You were five months old the first time you said “mama.” You locked eyes on me as I entered the room, and you named me loud and clear. “Mama.”
When I tell this story, people smile and remind me that babies don’t really know what words mean. That you didn’t know I was “mama.” Those beautiful syllables were simply sounds. A stretching of the vocal cords. Experimentation.
It’s funny, the hoops people will make us jump through to earn a simple title. In my mind, I had been Mama for years. Ever since the first strip turned pink. To you, I was Mama at just five months old. But for so many others it would be months before you could possibly see that “Mama” was me.
Do you know the power of a name? Shakespeare once tried to make us believe that a rose would be no different should we call it a weed. But if a rose believed itself to be a weed, would it really be so sweet? Baby, haven’t you seen the dandelion that for every child is magic mowed over by fathers hell-bent on grass and green?
I was twenty-five the first time I turned a pregnancy test, and ten weeks the first time I started to bleed.
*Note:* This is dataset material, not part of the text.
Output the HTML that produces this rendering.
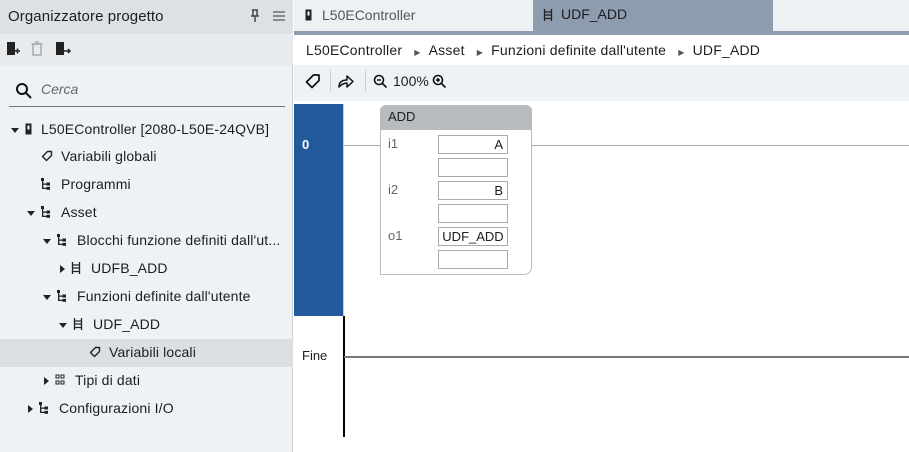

I spent Mother’s Day weekend on bed rest, trying to save a baby I had already lost.
That Sunday, I wanted somebody, anybody to call me Mama. To recognize my maternity. But nobody, not anybody believed my baby could possibly still be alive. So I lay in bed, read reports of how Princess Kate had just stolen my favorite baby girl name, and consoled myself with thoughts of next year and the Mother’s Day feast that would be.
The day I lost my baby, no one called me Mama.
Twice I loved and twice I lost, but to the world, this wasn’t motherhood. On every Mother’s Day for three years I cried, not because I was childless but because the world refused to count my children.
And now you were here, saying the words I’d ached to be mine, and no one would let me have them.
Baby, they didn’t know what you know.
If you call me Mama, I’ll chase the stars for you. Every wishing star you see streak bright across the sky. I’ll catch it, and save it, and bring that star home for you. Put it in a jar for you, for someday when you’re ready to make that dream come true.
If you call me Mama, I’ll lace my armor tight for you. Keep my scabbard at my side for you. Hold that sword high for you. But only if you want me to.
Baby, if you call me Mama, I’ll cry every tear for you. Hold all that fear for you. Have strong shoulders to bear weight for you. Always be there with you.
And maybe, just maybe, you’ll grow to understand someday why Mama has to fight to let go. Why I get angry instead of scared and sad instead of mad and numb when my heart is too full.
Because Baby, as long as you call me Mama, you’ll always be my rainbow.